_GIVEN INFORMATION_
+++

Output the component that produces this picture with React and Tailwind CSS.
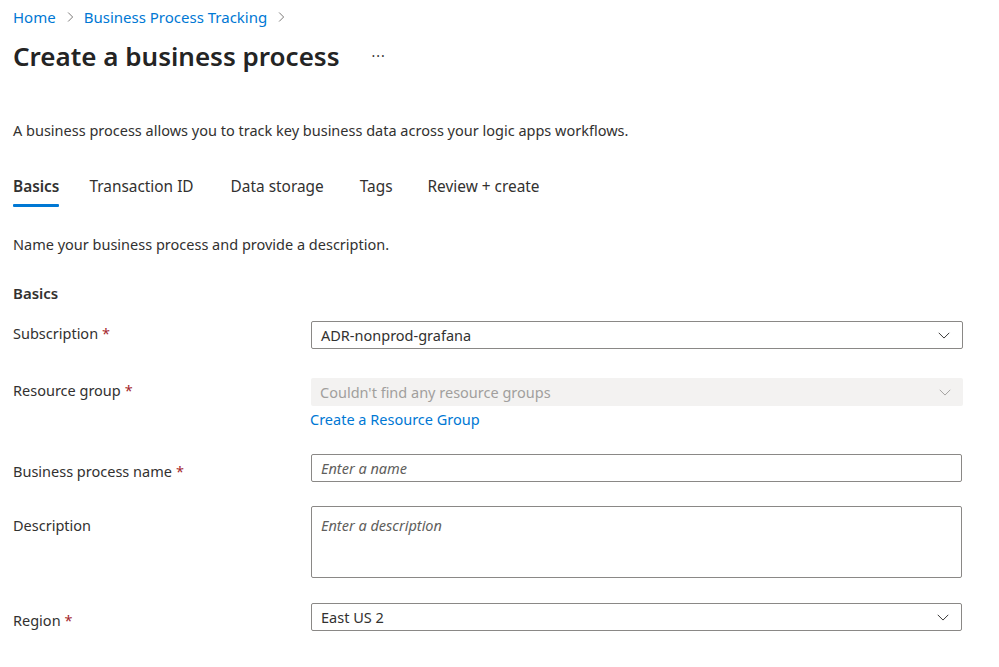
import React from 'react'

const Chevron = ({ className }) => (
    <svg width="14" height="14" viewBox="0 0 16 16" className={className}>
        <path d="M2 5.5 L8 11.5 L14 5.5" fill="none" stroke="currentColor" strokeWidth="1.1" />
    </svg>
)

const Required = () => <span className="text-[#a4262c] ml-1">*</span>

const Select = ({ value, disabled }) => (
    <div
        className={
            disabled
                ? 'h-[28px] rounded-[2px] bg-[#f3f2f1] text-[#a19f9d] flex items-center justify-between pl-[9px] pr-[11px]'
                : 'h-[28px] rounded-[2px] border border-[#8a8886] text-[#323130] flex items-center justify-between pl-[9px] pr-[11px]'
        }
    >
        <span>{value}</span>
        <Chevron className={disabled ? 'text-[#a19f9d]' : 'text-[#323130]'} />
    </div>
)

export default function App() {
    return (
        <div className="min-h-screen bg-white text-[#323130] text-[14.5px] leading-[20px] px-[13px] pt-[7px]" style={{ fontFamily: '"Noto Sans", "Open Sans", sans-serif' }}>
            <div className="flex items-center text-[15px] text-[#0078d4] gap-[8px]">
                <span>Home</span>
                <Chevron className="text-[#605e5c] -rotate-90 w-[12px] h-[12px]" />
                <span>Business Process Tracking</span>
                <Chevron className="text-[#605e5c] -rotate-90 w-[12px] h-[12px]" />
            </div>

            <div className="flex items-center mt-[9px] h-[40px]">
                <h1 className="text-[26px] font-semibold leading-[36px] text-[#242424]">Create a business process</h1>
                <span className="ml-[32px] text-[14px] tracking-[1px] text-[#323130]">···</span>
            </div>

            <p className="mt-[44px]">A business process allows you to track key business data across your logic apps workflows.</p>

            <div className="flex mt-[37px] text-[15.4px]">
                <div className="flex flex-col">
                    <span className="font-semibold">Basics</span>
                    <div className="h-[3px] bg-[#0078d4] mt-[7px] rounded-[1px]" />
                </div>
                <span className="ml-[30px]">Transaction ID</span>
                <span className="ml-[37px]">Data storage</span>
                <span className="ml-[36px]">Tags</span>
                <span className="ml-[35px]">Review + create</span>
            </div>

            <p className="mt-[27px]">Name your business process and provide a description.</p>

            <h2 className="mt-[29px] font-semibold text-[15px]">Basics</h2>

            <div className="flex mt-[18px]">
                <div className="w-[298px] pt-[2px]">Subscription<Required /></div>
                <div className="w-[652px]">
                    <Select value="ADR-nonprod-grafana" />
                </div>
            </div>

            <div className="flex mt-[29px]">
                <div className="w-[298px] pt-[2px]">Resource group<Required /></div>
                <div className="w-[652px]">
                    <Select value="Couldn't find any resource groups" disabled />
                    <div className="text-[#0078d4] mt-[3px] -ml-[1px] text-[14.5px]">Create a Resource Group</div>
                </div>
            </div>

            <div className="flex mt-[25px]">
                <div className="w-[298px] pt-[7px]">Business process name<Required /></div>
                <div className="w-[651px] h-[28px] rounded-[2px] border border-[#8a8886] flex items-center pl-[9px] italic text-[#605e5c]">
                    Enter a name
                </div>
            </div>

            <div className="flex mt-[24px]">
                <div className="w-[298px] pt-[9px]">Description</div>
                <div className="w-[651px] h-[72px] rounded-[2px] border border-[#8a8886] pl-[9px] pt-[8px] italic text-[#605e5c]">
                    Enter a description
                </div>
            </div>

            <div className="flex mt-[25px]">
                <div className="w-[298px] pt-[7px]">Region<Required /></div>
                <div className="w-[651px]">
                    <Select value="East US 2" />
                </div>
            </div>
        </div>
    )
}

+++

_EXERCISE BRIEF_
Go through the listing above and quote it exactly, apart from its images.

_RESPONSE_
Output the component that produces this picture with React and Tailwind CSS.
import React from 'react'

const Chevron = ({ className }) => (
    <svg width="14" height="14" viewBox="0 0 16 16" className={className}>
        <path d="M2 5.5 L8 11.5 L14 5.5" fill="none" stroke="currentColor" strokeWidth="1.1" />
    </svg>
)

const Required = () => <span className="text-[#a4262c] ml-1">*</span>

const Select = ({ value, disabled }) => (
    <div
        className={
            disabled
                ? 'h-[28px] rounded-[2px] bg-[#f3f2f1] text-[#a19f9d] flex items-center justify-between pl-[9px] pr-[11px]'
                : 'h-[28px] rounded-[2px] border border-[#8a8886] text-[#323130] flex items-center justify-between pl-[9px] pr-[11px]'
        }
    >
        <span>{value}</span>
        <Chevron className={disabled ? 'text-[#a19f9d]' : 'text-[#323130]'} />
    </div>
)

export default function App() {
    return (
        <div className="min-h-screen bg-white text-[#323130] text-[14.5px] leading-[20px] px-[13px] pt-[7px]" style={{ fontFamily: '"Noto Sans", "Open Sans", sans-serif' }}>
            <div className="flex items-center text-[15px] text-[#0078d4] gap-[8px]">
                <span>Home</span>
                <Chevron className="text-[#605e5c] -rotate-90 w-[12px] h-[12px]" />
                <span>Business Process Tracking</span>
                <Chevron className="text-[#605e5c] -rotate-90 w-[12px] h-[12px]" />
            </div>

            <div className="flex items-center mt-[9px] h-[40px]">
                <h1 className="text-[26px] font-semibold leading-[36px] text-[#242424]">Create a business process</h1>
                <span className="ml-[32px] text-[14px] tracking-[1px] text-[#323130]">···</span>
            </div>

            <p className="mt-[44px]">A business process allows you to track key business data across your logic apps workflows.</p>

            <div className="flex mt-[37px] text-[15.4px]">
                <div className="flex flex-col">
                    <span className="font-semibold">Basics</span>
                    <div className="h-[3px] bg-[#0078d4] mt-[7px] rounded-[1px]" />
                </div>
                <span className="ml-[30px]">Transaction ID</span>
                <span className="ml-[37px]">Data storage</span>
                <span className="ml-[36px]">Tags</span>
                <span className="ml-[35px]">Review + create</span>
            </div>

            <p className="mt-[27px]">Name your business process and provide a description.</p>

            <h2 className="mt-[29px] font-semibold text-[15px]">Basics</h2>

            <div className="flex mt-[18px]">
                <div className="w-[298px] pt-[2px]">Subscription<Required /></div>
                <div className="w-[652px]">
                    <Select value="ADR-nonprod-grafana" />
                </div>
            </div>

            <div className="flex mt-[29px]">
                <div className="w-[298px] pt-[2px]">Resource group<Required /></div>
                <div className="w-[652px]">
                    <Select value="Couldn't find any resource groups" disabled />
                    <div className="text-[#0078d4] mt-[3px] -ml-[1px] text-[14.5px]">Create a Resource Group</div>
                </div>
            </div>

            <div className="flex mt-[25px]">
                <div className="w-[298px] pt-[7px]">Business process name<Required /></div>
                <div className="w-[651px] h-[28px] rounded-[2px] border border-[#8a8886] flex items-center pl-[9px] italic text-[#605e5c]">
                    Enter a name
                </div>
            </div>

            <div className="flex mt-[24px]">
                <div className="w-[298px] pt-[9px]">Description</div>
                <div className="w-[651px] h-[72px] rounded-[2px] border border-[#8a8886] pl-[9px] pt-[8px] italic text-[#605e5c]">
                    Enter a description
                </div>
            </div>

            <div className="flex mt-[25px]">
                <div className="w-[298px] pt-[7px]">Region<Required /></div>
                <div className="w-[651px]">
                    <Select value="East US 2" />
                </div>
            </div>
        </div>
    )
}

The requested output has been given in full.